Pour relever ce défi, l’équipe de science des données d’AMC a mis au point un outil de recherche et d’analyse de documents appelé Document Cracker (ci-après « DocCracker ») qui aide les représentants à trouver rapidement les renseignements dont ils ont besoin. À la base, DocCracker offre deux fonctions essentielles : 1) la possibilité d’effectuer des recherches dans un grand nombre de documents à l’aide d’une plateforme d’indexation sophistiquée; 2) la possibilité de surveiller automatiquement les nouveaux documents pour y trouver des sujets particuliers, des tendances émergentes et des mentions de personnes, de lieux ou d’organisations clés. Dans le contexte de l’invasion russe, ces fonctions de l’application visent à permettre aux représentants du Canada de relever rapidement les questions urgentes, d’adopter une position privilégiée par rapport à celles-ci et de suivre l’évolution des positions des autres pays. Grâce à de tels renseignements, l’application peut jouer un rôle clé en aidant les responsables à concevoir et à mesurer les répercussions actuelles de la réponse du Canada à la crise.

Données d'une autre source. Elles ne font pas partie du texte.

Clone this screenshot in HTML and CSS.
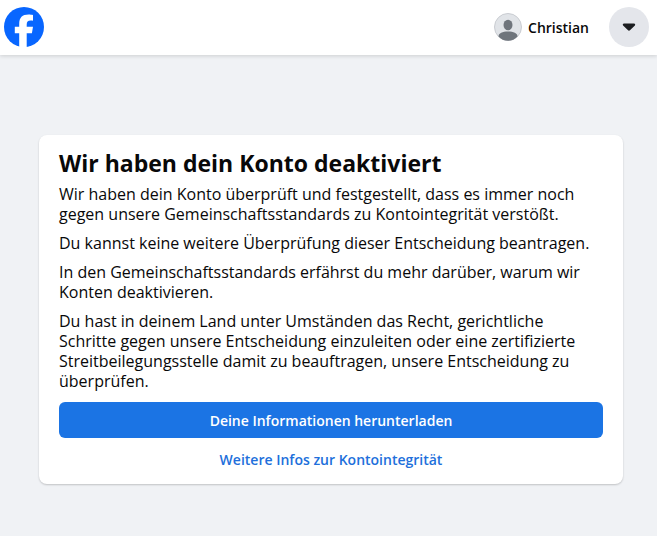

Veuillez prendre note que même si DocCracker a été mis au point expressément en réponse aux événements en Ukraine, l’application a également été conçue comme application multilocataire qui peut fournir des interfaces de recherche et de suivi distinctes pour de nombreuses questions mondiales en même temps. Par exemple, l’agrandissement de l’application est en cours pour soutenir l’analyse des événements géopolitiques au Moyen-Orient.

Aperçu de l’application

Du point de vue de l’utilisateur, l’interface de DocCracker comprend une page de destination qui comporte une barre de recherche et une variété de fiches de contenu qui suivent les mises à jour récentes concernant des régions géographiques et des personnes d’intérêt précises. L’utilisateur peut se concentrer sur ces mises à jour récentes ou effectuer une recherche, qui renvoie une liste de documents classés. La sélection d’un document permet d’accéder à la transcription sous-jacente, ainsi qu’à l’ensemble des liens vers des documents connexes. Les utilisateurs peuvent également accéder aux métadonnées associées à chaque document, qui comprennent des listes de sujets, d’organisations, de personnes, de lieux et de phrases clés extraites automatiquement. En tout temps, une bannière située en haut de la page de l’application permet aux utilisateurs d’accéder à une série de tableaux de bord qui mettent en évidence les tendances globales et propres à la mission concernant une liste prédéfinie de 10 sujets importants (p. ex. la sécurité alimentaire, les crimes de guerre et la crise de l’énergie).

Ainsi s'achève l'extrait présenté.